Navigating Estate Planning
Estate planning often feels overwhelming due to its complexity and the many uncertainties surrounding it. However, there are key insights to help guide your decisions. As current federal estate and gift tax exemptions are set to expire at the end of 2025, it’s a crucial time to reassess your estate plan. Here are answers to some of the most common estate planning questions, addressing how to make the most of your assets while preparing for potential changes in tax laws.
What Happens to Gifting If Exemptions Decrease After 2025?
Current regulations ensure that gifts made under the increased exemptions from 2018 to 2025 will not face adverse tax consequences if the exemption decreases in 2026. For instance, if you gift $10 million now and the exemption drops to $7 million later, there will be no retroactive taxation on the extra $3 million gifted. Additionally, individuals can give annual gifts of up to $18,000 in 2024 to as many recipients as they wish without impacting their lifetime exemption.
Does the Type of Account Matter for Estate Taxes?
The federal estate tax applies to the value of all assets owned at death, regardless of account type. However, retirement accounts like 401(k)s and IRAs cannot be gifted during your lifetime without triggering taxes. For more tax-efficient transfers, consider gifting assets held in brokerage accounts or real estate. If much of your wealth is tied to retirement accounts, strategies like Roth conversions can help reduce the income tax burden for beneficiaries, though the full account value remains part of the estate.
How Are Real Estate and Business Assets Taxed in an Estate?
Real estate and business assets are included in the estate’s value for tax purposes, regardless of whether heirs plan to sell them. While beneficiaries typically don’t owe estate taxes directly, states with inheritance taxes—such as Maryland and Pennsylvania—may require heirs to pay taxes on inherited assets.
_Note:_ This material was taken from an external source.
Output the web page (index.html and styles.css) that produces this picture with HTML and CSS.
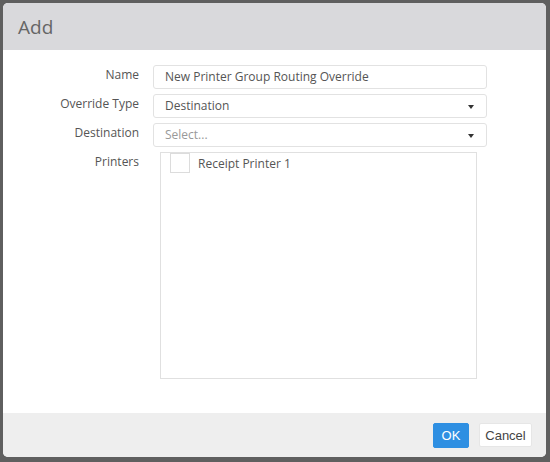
FILE: index.html
```html
<!DOCTYPE html>
<html>
<head>
<meta charset="utf-8">
<link rel="stylesheet" href="styles.css">
</head>
<body>
<div class="dialog">
  <div class="header"><span class="title">Add</span></div>
  <div class="body">
    <div class="form">
      <label class="label">Name</label>
      <div class="input">New Printer Group Routing Override</div>
      <label class="label">Override Type</label>
      <div class="input select">Destination<span class="caret"></span></div>
      <label class="label">Destination</label>
      <div class="input select placeholder">Select...<span class="caret"></span></div>
      <label class="label label-top">Printers</label>
      <div class="list">
        <div class="item"><span class="check"></span><span class="item-text">Receipt Printer 1</span></div>
      </div>
    </div>
  </div>
  <div class="footer">
    <button class="btn btn-ok">OK</button>
    <button class="btn btn-cancel">Cancel</button>
  </div>
</div>
</body>
</html>
```
FILE: styles.css
```css
html, body {
  margin: 0;
  padding: 0;
}
body {
  background: #5f5f5f;
  width: 550px;
  height: 462px;
  overflow: hidden;
  font-family: "Open Sans", "Noto Sans", sans-serif;
}
.dialog {
  margin: 3px 0 0 3px;
  width: 543px;
  height: 454px;
  border-radius: 5px;
  overflow: hidden;
  background: #fff;
  display: flex;
  flex-direction: column;
}
.header {
  height: 47px;
  flex: none;
  background: #d9d9dc;
  display: flex;
  align-items: center;
  padding-left: 15px;
}
.title {
  font-size: 19px;
  color: #666;
}
.body {
  flex: 1;
  padding-top: 15px;
}
.form {
  display: grid;
  grid-template-columns: 136px 334px;
  column-gap: 14px;
  row-gap: 5px;
}
.label {
  text-align: right;
  font-size: 12px;
  color: #555;
  line-height: 20px;
}
.label-top {
  align-self: start;
  padding-top: 0;
}
.input {
  box-sizing: border-box;
  height: 24px;
  border: 1px solid #e2e2e2;
  border-radius: 3px;
  font-size: 12px;
  color: #555;
  padding: 0 11px;
  line-height: 22px;
  position: relative;
}
.placeholder {
  color: #999;
}
.caret {
  position: absolute;
  right: 12px;
  top: 10px;
  width: 0;
  height: 0;
  border-left: 3.5px solid transparent;
  border-right: 3.5px solid transparent;
  border-top: 4px solid #333;
}
.list {
  box-sizing: border-box;
  margin-left: 7px;
  width: 317px;
  height: 227px;
  border: 1px solid #e0e0e0;
  padding: 0 9px;
}
.item {
  display: flex;
  align-items: center;
  gap: 8px;
}
.check {
  box-sizing: border-box;
  width: 20px;
  height: 20px;
  border: 1px solid #dcdcdc;
  background: #fff;
}
.item-text {
  font-size: 12px;
  color: #555;
}
.footer {
  height: 44px;
  flex: none;
  background: #eeeeee;
  display: flex;
  align-items: center;
  justify-content: flex-end;
  gap: 10px;
  padding-right: 14px;
}
.btn {
  font-family: "Liberation Sans", Arial, sans-serif;
  font-size: 13px;
  height: 25px;
  border-radius: 2px;
  padding: 0;
}
.btn-ok {
  width: 36px;
  background: #2e8fe2;
  color: #fff;
  border: 1px solid #2e8fe2;
}
.btn-cancel {
  width: 53px;
  height: 24px;
  background: #fff;
  color: #444;
  border: 1px solid #e6e6e6;
}
```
To avoid forcing a sale of assets, estates should have enough liquid funds to cover potential tax liabilities, which are generally due within nine months of death. Certain provisions, such as installment payments, may apply to family farms or closely held businesses to ease the financial burden.
What Role Does Life Insurance Play in Estate Planning?
The death benefit of a life insurance policy is generally included in the decedent’s estate unless the policy is held in an irrevocable trust. Transferring ownership of the policy to a trust can exclude its value from the taxable estate. Annual exclusion gifts—$18,000 per beneficiary in 2024—can help fund life insurance premiums for policies held in trust.
When Should You Revisit Your Estate Plan?
It’s advisable to review your estate plan every three to five years or after significant life events, such as a change in net worth, a relocation to a different state, a birth or death in the family, marriage or divorce, or changes in tax laws. Additionally, consider revising your plan if those designated as executors, guardians, or trustees are no longer suitable for their roles.
How to Get Started
If it’s been years since you last updated your estate plan, or if you lack a trusted advisor, now is the time to act. Start by organizing your financial information and identifying your goals. Many online tools can help streamline the process, ensuring your first meeting with an estate attorney is productive and efficient.
By staying informed and proactive, you can navigate the complexities of estate planning with confidence, ensuring your assets are distributed according to your wishes while minimizing tax liabilities for your beneficiaries.